Section 57 (1) clarifies that this special right is independent of the author’s copyright on the work and Section 57(1)(b) clearly mentions that the author can restrain or claim damages from the other party for mutilating their work despite transferring all the rights to another party. The said provision was well established in the case of Amar Nath Sehgal v. Union of India as well where the Delhi High Court granted compensation to the artist whose mural, which was sold to the government along with transferring the copyright, was damaged and dumped subsequently. It was held that the instant mutilation had caused loss of reputation and mental injury to the artist which makes the party liable even when he ceases to have the ownership. A similar stance has been taken by the court recently in the case of Jatin Das v. Union of India (see here and here) where the court upheld the moral rights of the plaintiff, an artist and ordered a systematic restoration of the plaintiff creation by the defendants. Thus, by providing moral rights to the creators, the Act has secured and continues to secure the soul of the creation from being unreasonably altered or damaged.

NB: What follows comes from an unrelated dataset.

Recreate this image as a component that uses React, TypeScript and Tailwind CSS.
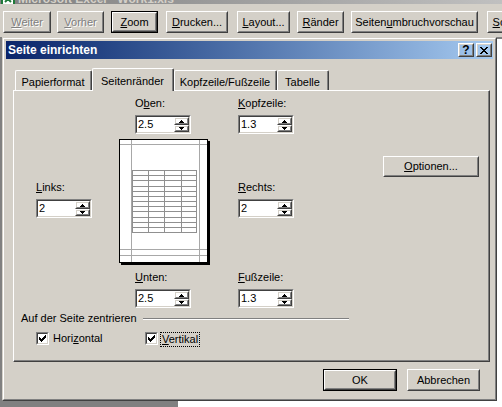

Controversy and Its Dimensions

It is a settled principle of Copyright law that textbooks fall under ‘literary works’ as provided under the Act. Now, the question arises whether Palshikar,  Yadav and others can be considered the authors of the work or not.

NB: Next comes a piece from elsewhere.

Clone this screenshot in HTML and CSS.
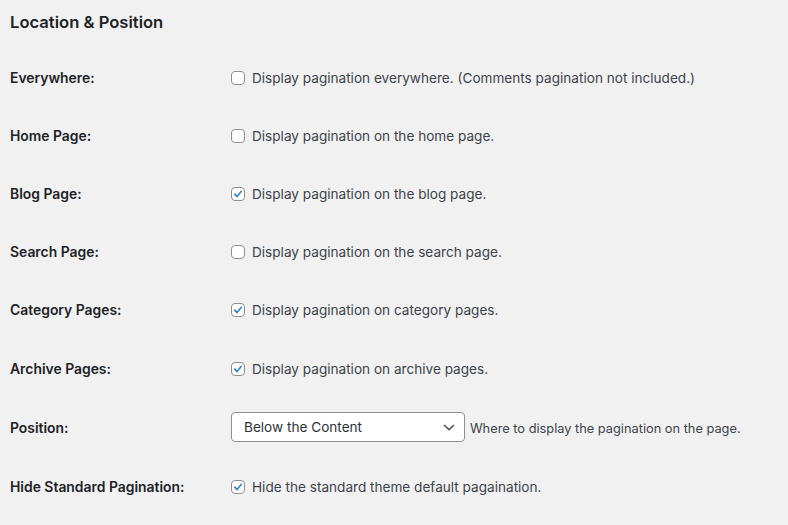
FILE: index.html
```html
<!DOCTYPE html>
<html>
<head>
<meta charset="utf-8">
<link rel="stylesheet" href="styles.css">
</head>
<body>
<div class="wrap">
  <h2 class="title">Location &amp; Position</h2>
  <div class="form">
    <div class="row">
      <div class="th">Everywhere:</div>
      <label class="td"><span class="cb"></span>Display pagination everywhere. (Comments pagination not included.)</label>
    </div>
    <div class="row">
      <div class="th">Home Page:</div>
      <label class="td"><span class="cb"></span>Display pagination on the home page.</label>
    </div>
    <div class="row">
      <div class="th">Blog Page:</div>
      <label class="td"><span class="cb checked"><svg viewBox="0 0 14 14" width="14" height="14"><path d="M3.2 7.2 L5.9 10 L10.9 3.9" fill="none" stroke="#3582c4" stroke-width="1.9" stroke-linecap="round" stroke-linejoin="round"/></svg></span>Display pagination on the blog page.</label>
    </div>
    <div class="row">
      <div class="th">Search Page:</div>
      <label class="td"><span class="cb"></span>Display pagination on the search page.</label>
    </div>
    <div class="row">
      <div class="th">Category Pages:</div>
      <label class="td"><span class="cb checked"><svg viewBox="0 0 14 14" width="14" height="14"><path d="M3.2 7.2 L5.9 10 L10.9 3.9" fill="none" stroke="#3582c4" stroke-width="1.9" stroke-linecap="round" stroke-linejoin="round"/></svg></span>Display pagination on category pages.</label>
    </div>
    <div class="row row-tall">
      <div class="th">Archive Pages:</div>
      <label class="td"><span class="cb checked"><svg viewBox="0 0 14 14" width="14" height="14"><path d="M3.2 7.2 L5.9 10 L10.9 3.9" fill="none" stroke="#3582c4" stroke-width="1.9" stroke-linecap="round" stroke-linejoin="round"/></svg></span>Display pagination on archive pages.</label>
    </div>
    <div class="row row-select">
      <div class="th">Position:</div>
      <div class="td">
        <div class="select"><span>Below the Content</span><svg viewBox="0 0 12 7" width="12" height="7"><path d="M1 1 L6 5.6 L11 1" fill="none" stroke="#50575e" stroke-width="1.6"/></svg></div>
        <span class="desc">Where to display the pagination on the page.</span>
      </div>
    </div>
    <div class="row">
      <div class="th">Hide Standard Pagination:</div>
      <label class="td"><span class="cb checked"><svg viewBox="0 0 14 14" width="14" height="14"><path d="M3.2 7.2 L5.9 10 L10.9 3.9" fill="none" stroke="#3582c4" stroke-width="1.9" stroke-linecap="round" stroke-linejoin="round"/></svg></span>Hide the standard theme default pagaination.</label>
    </div>
  </div>
</div>
</body>
</html>
```
FILE: styles.css
```css
html, body {
  margin: 0;
  padding: 0;
  background: #f1f1f1;
}
body {
  font-family: Inter, "Liberation Sans", sans-serif;
  color: #1d2327;
}
.wrap {
  padding: 10px 10px 0 10px;
}
.title {
  margin: 0;
  font-size: 16.6px;
  line-height: 24px;
  font-weight: 600;
  color: #1d2327;
}
.form {
  margin-top: 15px;
}
.row {
  display: grid;
  grid-template-columns: 220px 1fr;
  align-items: center;
  height: 58px;
}
.row-tall {
  height: 59px;
}
.row-select {
  height: 60px;
}
.th {
  font-size: 13.9px;
  font-weight: 600;
  color: #1d2327;
}
.td {
  display: flex;
  align-items: center;
  font-size: 13.6px;
  color: #3c434a;
}
.cb {
  width: 14px;
  height: 14px;
  box-sizing: border-box;
  border: 1px solid #8c8f94;
  border-radius: 4px;
  background: #fff;
  margin: 0 7px 0 1px;
  display: flex;
  align-items: center;
  justify-content: center;
  flex: none;
}
.cb svg {
  display: block;
}
.select {
  width: 234px;
  height: 30px;
  box-sizing: border-box;
  margin-left: 1px;
  border: 1px solid #8c8f94;
  border-radius: 4px;
  background: #fff;
  display: flex;
  align-items: center;
  justify-content: space-between;
  padding: 0 9px 0 12px;
  color: #2c3338;
  font-size: 13.6px;
  margin-top: -2px;
}
.desc {
  margin-left: 5px;
  font-size: 12.8px;
  color: #3c434a;
}
```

Under Section 2(d)(i) of the Act, the “author” under the Act in relation to a literary work is the author of the work.  As far as NCERT political science books are concerned, the books do not mention anything about who the author is and therefore there is a need to look inside to infer authorship. Looking at the ‘Letter to the Reader’ (page no 5- 7), Yadav’s weekly address on his twitter handle, and the letter by the 33 members of the Textbook Development Committee (saying that the drafts were shared with the Chief Advisors who would suggest revisions to the chapters, if necessary) it can reasonably be inferred that Palshikar and Yadav are at least partial authors of the said books. Additionally, considering that 33 members of the Text Book Development Committee also made similar demands for removal of their names, further bolsters the presumption that these members are the authors of the books in some combination.

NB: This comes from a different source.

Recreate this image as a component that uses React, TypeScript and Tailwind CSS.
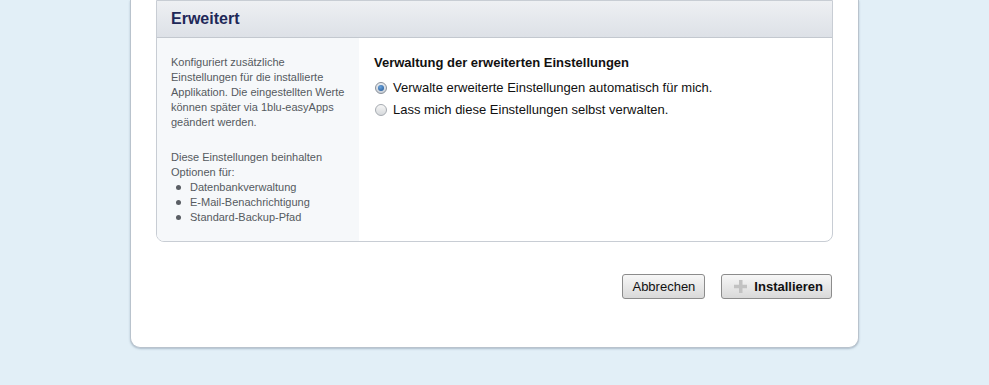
export default function App() {
    return (
        <div className="min-h-screen bg-[#e2eff7] font-['Liberation_Sans',Arial,sans-serif]">
            <div className="mx-auto w-[729px] rounded-b-[10px] border-x border-b border-[#b9c3cd] bg-white px-[25px] pb-[48px] shadow-[0_1px_2px_rgba(120,140,160,0.5)]">
                <div className="overflow-hidden rounded-b-[8px] border border-[#c8cdd4] bg-white">
                    <div className="flex h-[37px] items-center border-b border-[#c3c8cf] bg-gradient-to-b from-[#eef0f3] to-[#dde1e7] px-[14px]">
                        <h2 className="text-[16px] font-bold text-[#1e2858]">Erweitert</h2>
                    </div>
                    <div className="flex">
                        <div className="w-[202px] shrink-0 bg-[#f6f8fa] pb-[16px] pl-[14px] pr-[8px] pt-[17px] text-[11px] leading-[15px] text-[#555a60]">
                            <p>
                                Konfiguriert zusätzliche Einstellungen für die installierte Applikation. Die eingestellten Werte
                                können später via 1blu-easyApps geändert werden.
                            </p>
                            <p className="mt-[20px]">Diese Einstellungen beinhalten Optionen für:</p>
                            <ul>
                                {["Datenbankverwaltung", "E-Mail-Benachrichtigung", "Standard-Backup-Pfad"].map((item) => (
                                    <li key={item} className="flex items-center">
                                        <span className="ml-[5px] mr-[9px] h-[5px] w-[5px] rounded-full bg-[#5a5e64]" />
                                        {item}
                                    </li>
                                ))}
                            </ul>
                        </div>
                        <div className="flex-1 pl-[15px] pt-[17px] text-[13px] text-[#111]">
                            <h3 className="font-bold leading-[16px]">Verwaltung der erweiterten Einstellungen</h3>
                            <label className="mt-[9px] flex h-[16px] items-center">
                                <span className="mr-[6px] ml-[1px] flex h-[12px] w-[12px] items-center justify-center rounded-full border border-[#8a9099] bg-gradient-to-b from-[#e9edf1] to-[#c9d0d8]">
                                    <span className="h-[6px] w-[6px] rounded-full bg-[radial-gradient(circle_at_40%_35%,#6aa3dc,#1f5594)]" />
                                </span>
                                Verwalte erweiterte Einstellungen automatisch für mich.
                            </label>
                            <label className="mt-[6px] flex h-[16px] items-center">
                                <span className="mr-[6px] ml-[1px] h-[12px] w-[12px] rounded-full border border-[#a6abb1] bg-gradient-to-b from-[#f6f6f6] to-[#d6d9dc]" />
                                Lass mich diese Einstellungen selbst verwalten.
                            </label>
                        </div>
                    </div>
                </div>
                <div className="mt-[32px] flex justify-end gap-[16px] pr-[1px]">
                    <button className="h-[25px] rounded-[3px] border border-[#8c8c8c] bg-gradient-to-b from-[#f7f7f7] to-[#d9d9d9] px-[9px] text-[13px] text-[#111]">
                        Abbrechen
                    </button>
                    <button className="flex h-[25px] items-center rounded-[3px] border border-[#8c8c8c] bg-gradient-to-b from-[#f7f7f7] to-[#d9d9d9] pl-[11px] pr-[8px] text-[13px] font-bold text-[#111]">
                        <svg width="15" height="15" viewBox="0 0 15 15" className="mr-[6px]">
                            <rect x="6" y="1" width="3.5" height="13" fill="#c2c2c2" />
                            <rect x="1" y="5.75" width="13" height="3.5" fill="#c2c2c2" />
                        </svg>
                        Installieren
                    </button>
                </div>
            </div>
        </div>
    )
}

Another point to be noted is that these people were not under the contract of service with NCERT as they were still members of their respective institutions and the Textbook Development Committee was a commissioned work i.e. a contract for service. This makes them the first owner of copyright under Section 17 of the said act as well. However, it is undisputed that they have assigned this ownership completely when the purpose of the committee was consummated.

However, as noted above, though they might have transferred the ownership right of the textbooks to the NCERT, they still possessed the moral rights over it. The acknowledgement in the textbook points towards the Paternity Right i.e. the right to have the author’s name on the work which was given to them. If they had the right to be acknowledged in the work, they should also be given the freedom to not exercise such right, that is to say that they can refuse their association with the creation to save their own goodwill from being exploited. The exercise of such rights must solely depend upon the author.

But this is not how NCERT sees this whole situation.  If we are to draw an analogy, NCERT, here, is acting more like a producer of the film by not recognizing the underlying rights of the creators at all. Even if we consider the arguments of NCERT that it was a collective work and no individual right exists, it has to be seen with a different lens. It has to be taken into consideration that the collective effort in a work does not eliminate the rights of the individuals as under the explanation given under Section 13(2) where copyright subsists for all the authors of a joint work. Therefore, legally speaking, excluding any pecuniary benefit, NCERT cannot deny the exercise of the special rights of the requesting members of the Textbook Development Committee.

The Way Forward

It can be accepted that not much has been deliberated and litigated on this issue of moral rights pertaining to situations as instant one. But even if we are not to consider any legal arguments in this matter, NCERT’s stance to deny such a request does not seem to be economically or morally detrimental to it but in the opinion of Palshikar, Yadav and others, it will cause damage to their reputation as being associated with something which no longer reflects them. It is clear that the recent rationalization of the textbook has changed or at least reduced the very nature of the textbooks that both of them had contributed to. Thus, omitting their names, which only has the function of acknowledging their efforts, shouldn’t be a problem for the NCERT to neutralize this issue and possibly restrain it from reaching the court.